*Data block:*
>> Begin
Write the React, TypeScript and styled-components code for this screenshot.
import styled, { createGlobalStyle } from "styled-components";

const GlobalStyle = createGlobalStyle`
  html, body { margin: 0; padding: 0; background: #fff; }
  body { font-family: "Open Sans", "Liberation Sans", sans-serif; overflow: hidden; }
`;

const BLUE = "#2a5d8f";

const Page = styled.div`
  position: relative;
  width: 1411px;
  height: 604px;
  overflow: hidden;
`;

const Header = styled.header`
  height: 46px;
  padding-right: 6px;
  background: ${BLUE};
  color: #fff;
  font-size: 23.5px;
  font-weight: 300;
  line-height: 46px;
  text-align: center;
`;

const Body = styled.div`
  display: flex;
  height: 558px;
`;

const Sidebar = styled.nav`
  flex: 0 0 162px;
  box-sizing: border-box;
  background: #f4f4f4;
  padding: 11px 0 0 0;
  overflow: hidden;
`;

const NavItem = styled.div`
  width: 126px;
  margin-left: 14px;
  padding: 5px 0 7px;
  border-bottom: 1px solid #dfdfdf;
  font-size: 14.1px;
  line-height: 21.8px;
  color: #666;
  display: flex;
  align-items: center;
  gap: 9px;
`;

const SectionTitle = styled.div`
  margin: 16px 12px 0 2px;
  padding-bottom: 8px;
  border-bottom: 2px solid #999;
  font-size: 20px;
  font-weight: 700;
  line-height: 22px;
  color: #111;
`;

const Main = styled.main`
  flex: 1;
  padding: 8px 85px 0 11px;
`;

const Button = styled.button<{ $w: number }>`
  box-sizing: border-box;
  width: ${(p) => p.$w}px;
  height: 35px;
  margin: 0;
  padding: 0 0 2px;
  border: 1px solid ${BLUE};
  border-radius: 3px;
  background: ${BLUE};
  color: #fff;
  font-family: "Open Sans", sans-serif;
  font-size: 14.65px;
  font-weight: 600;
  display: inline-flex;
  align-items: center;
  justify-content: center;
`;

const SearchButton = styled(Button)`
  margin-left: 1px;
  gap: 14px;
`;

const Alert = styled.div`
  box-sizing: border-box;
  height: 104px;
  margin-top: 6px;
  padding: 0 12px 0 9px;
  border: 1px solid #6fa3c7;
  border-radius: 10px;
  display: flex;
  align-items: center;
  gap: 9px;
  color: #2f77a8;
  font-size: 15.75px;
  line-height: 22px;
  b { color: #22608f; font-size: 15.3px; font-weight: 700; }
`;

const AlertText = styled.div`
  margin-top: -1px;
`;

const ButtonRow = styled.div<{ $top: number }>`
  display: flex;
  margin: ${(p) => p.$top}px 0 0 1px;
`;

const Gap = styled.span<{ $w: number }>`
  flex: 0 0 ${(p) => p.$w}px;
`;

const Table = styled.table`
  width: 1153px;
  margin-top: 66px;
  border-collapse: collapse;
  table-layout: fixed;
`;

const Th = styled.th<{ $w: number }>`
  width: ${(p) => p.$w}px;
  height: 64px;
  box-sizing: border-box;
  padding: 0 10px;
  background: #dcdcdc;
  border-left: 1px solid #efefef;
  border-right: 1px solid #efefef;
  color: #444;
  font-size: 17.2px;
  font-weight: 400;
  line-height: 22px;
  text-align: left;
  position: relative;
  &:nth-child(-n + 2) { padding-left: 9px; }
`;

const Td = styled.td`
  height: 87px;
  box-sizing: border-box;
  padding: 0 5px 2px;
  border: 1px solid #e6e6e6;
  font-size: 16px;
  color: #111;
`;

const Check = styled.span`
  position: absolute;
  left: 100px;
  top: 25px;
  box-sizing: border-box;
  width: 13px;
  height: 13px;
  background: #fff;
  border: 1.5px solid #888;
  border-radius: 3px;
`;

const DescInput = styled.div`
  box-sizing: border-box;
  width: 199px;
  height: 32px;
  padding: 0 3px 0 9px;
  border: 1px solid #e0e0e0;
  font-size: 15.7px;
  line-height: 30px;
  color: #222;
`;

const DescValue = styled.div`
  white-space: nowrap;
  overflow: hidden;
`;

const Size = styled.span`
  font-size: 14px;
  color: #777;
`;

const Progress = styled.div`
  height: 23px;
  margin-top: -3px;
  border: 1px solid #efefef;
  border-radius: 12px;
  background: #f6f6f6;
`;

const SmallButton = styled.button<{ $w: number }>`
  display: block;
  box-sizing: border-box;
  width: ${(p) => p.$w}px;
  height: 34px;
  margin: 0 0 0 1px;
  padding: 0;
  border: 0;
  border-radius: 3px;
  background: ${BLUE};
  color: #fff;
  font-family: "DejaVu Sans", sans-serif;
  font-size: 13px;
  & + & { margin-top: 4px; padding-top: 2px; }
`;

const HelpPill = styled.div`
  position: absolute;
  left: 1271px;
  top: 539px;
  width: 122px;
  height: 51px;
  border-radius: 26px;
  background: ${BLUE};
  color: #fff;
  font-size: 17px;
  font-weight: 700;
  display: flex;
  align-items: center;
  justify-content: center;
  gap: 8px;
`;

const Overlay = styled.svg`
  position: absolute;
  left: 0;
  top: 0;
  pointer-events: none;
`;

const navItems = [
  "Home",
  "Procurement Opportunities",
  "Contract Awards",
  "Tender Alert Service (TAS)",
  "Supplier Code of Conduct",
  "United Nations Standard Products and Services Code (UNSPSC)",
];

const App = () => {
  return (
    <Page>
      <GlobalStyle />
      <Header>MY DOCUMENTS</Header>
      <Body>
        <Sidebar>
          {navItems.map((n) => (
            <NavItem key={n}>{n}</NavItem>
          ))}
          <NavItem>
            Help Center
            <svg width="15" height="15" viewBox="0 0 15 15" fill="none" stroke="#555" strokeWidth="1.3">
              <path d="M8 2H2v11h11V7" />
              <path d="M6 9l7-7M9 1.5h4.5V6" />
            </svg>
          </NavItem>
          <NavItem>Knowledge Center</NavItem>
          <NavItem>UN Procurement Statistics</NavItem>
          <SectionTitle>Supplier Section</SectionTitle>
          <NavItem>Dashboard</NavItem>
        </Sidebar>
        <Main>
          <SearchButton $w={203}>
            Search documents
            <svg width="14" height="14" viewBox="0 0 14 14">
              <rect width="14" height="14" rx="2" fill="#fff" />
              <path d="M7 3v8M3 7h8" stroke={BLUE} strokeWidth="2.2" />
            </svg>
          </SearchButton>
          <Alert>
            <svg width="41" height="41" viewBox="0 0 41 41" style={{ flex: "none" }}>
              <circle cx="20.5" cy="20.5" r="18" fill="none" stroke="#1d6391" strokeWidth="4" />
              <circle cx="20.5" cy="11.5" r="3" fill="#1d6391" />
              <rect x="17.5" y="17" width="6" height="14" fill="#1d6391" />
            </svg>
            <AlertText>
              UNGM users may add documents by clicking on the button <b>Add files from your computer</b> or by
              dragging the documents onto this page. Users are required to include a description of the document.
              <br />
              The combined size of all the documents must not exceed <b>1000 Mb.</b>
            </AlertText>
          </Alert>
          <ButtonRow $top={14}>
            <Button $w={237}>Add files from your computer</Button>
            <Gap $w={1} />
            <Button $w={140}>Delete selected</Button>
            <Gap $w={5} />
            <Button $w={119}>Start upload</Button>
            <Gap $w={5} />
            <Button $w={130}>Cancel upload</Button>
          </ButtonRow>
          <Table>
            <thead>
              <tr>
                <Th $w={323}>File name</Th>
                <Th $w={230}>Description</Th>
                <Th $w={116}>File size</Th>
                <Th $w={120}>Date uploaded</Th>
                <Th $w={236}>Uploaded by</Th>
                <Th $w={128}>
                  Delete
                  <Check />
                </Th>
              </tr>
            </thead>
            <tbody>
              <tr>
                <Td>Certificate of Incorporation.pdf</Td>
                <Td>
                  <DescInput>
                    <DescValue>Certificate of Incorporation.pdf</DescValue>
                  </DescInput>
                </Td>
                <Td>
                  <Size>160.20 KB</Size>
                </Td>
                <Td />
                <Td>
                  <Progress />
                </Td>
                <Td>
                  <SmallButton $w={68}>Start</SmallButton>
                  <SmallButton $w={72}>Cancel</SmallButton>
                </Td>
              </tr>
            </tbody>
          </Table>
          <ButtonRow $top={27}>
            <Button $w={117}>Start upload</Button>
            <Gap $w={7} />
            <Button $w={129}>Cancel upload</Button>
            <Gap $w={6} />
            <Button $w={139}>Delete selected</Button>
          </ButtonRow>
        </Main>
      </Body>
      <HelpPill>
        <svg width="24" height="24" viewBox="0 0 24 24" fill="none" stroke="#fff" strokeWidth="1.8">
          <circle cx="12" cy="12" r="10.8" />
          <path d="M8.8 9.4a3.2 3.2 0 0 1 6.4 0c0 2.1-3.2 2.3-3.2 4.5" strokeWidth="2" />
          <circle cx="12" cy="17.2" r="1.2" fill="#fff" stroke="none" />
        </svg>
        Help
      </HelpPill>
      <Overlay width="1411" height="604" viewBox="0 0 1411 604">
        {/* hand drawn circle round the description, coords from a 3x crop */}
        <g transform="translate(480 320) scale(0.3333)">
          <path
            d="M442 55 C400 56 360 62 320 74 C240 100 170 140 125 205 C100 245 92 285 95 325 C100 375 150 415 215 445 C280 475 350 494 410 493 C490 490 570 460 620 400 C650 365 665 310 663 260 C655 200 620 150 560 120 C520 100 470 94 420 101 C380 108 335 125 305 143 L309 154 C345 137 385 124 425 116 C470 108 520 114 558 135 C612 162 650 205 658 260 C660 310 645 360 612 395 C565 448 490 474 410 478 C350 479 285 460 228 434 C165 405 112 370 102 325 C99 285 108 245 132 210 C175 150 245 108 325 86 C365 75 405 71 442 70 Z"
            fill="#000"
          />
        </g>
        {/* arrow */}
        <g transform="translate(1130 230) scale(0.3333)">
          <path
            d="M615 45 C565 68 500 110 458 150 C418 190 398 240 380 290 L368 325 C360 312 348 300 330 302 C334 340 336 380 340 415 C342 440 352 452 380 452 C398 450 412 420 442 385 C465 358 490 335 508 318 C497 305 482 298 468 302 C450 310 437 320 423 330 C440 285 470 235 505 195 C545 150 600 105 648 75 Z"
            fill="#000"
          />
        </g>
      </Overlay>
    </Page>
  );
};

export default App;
>> End
*Task goal:* Reproduce every line of the listing above in which the string "this" appears.

*Exercise result:*
Write the React, TypeScript and styled-components code for this screenshot.
              dragging the documents onto this page. Users are required to include a description of the document.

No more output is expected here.